The corporate governance structure of a JSC consists of: (i) a general meeting of the shareholders, and (ii) a board of directors (in the case of a one-tier governance system), or a supervisory board and a managing board (in the case of a two-tier governance system).
The shares of a JSC are tradable instruments. The shares of a JSC may be: (i) registered or bearer shares; (ii) common or privileged shares, (iii) materialised or book-entry form shares.
Registered shares are transferred by endorsement, whereas bearer shares are transferred by mere delivery. The transfer of shares in the JSC is not subject to registration in the Commercial Register. The transfer of registered shares must be entered into the book of shareholders of the JSC to have effect against the company. In most cases new shareholders may easily enter the JSC. Nevertheless, restrictions on the transfer of shares may be provided for in the by-laws of the company, and such restrictions shall be binding on the company and on the shareholders. Restrictions on transfer may relate to any type of shares.

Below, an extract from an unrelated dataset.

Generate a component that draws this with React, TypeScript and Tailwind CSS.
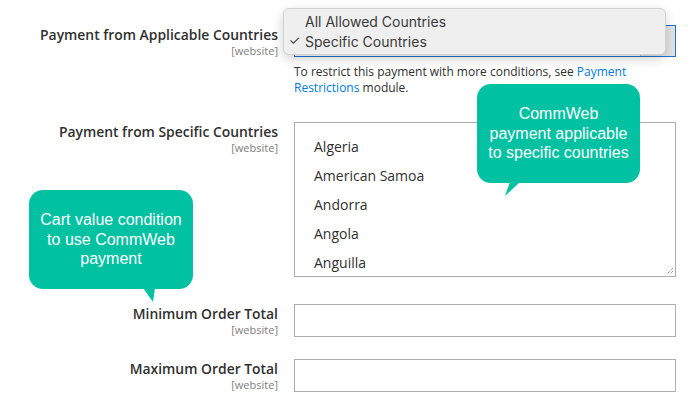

Trade Representative Office
A foreign person/ entity can register a trade representative office in Bulgaria, provided that it is entitled to conduct business under the national law of its home country. As mentioned above, a TRO is established by means of registration with the Bulgarian Chamber of Commerce and Industry. A TRO is not a separate legal entity and it may not carry out business activities. Thus, a TRO is meant to carry out non-proprietary activities, such as organising promotions, exhibitions or demonstrations, training or advertising of products or services, etc. Consequently, in general a TRO does not generate income and is not subject to corporate income taxation in Bulgaria. However, should a TRO engage in business activities in the country, it would qualify as a “permanent establishment” for tax purposes and the foreign parent company will be liable in Bulgaria for corporate income tax on the profit made as a result of the business activity of the TRO.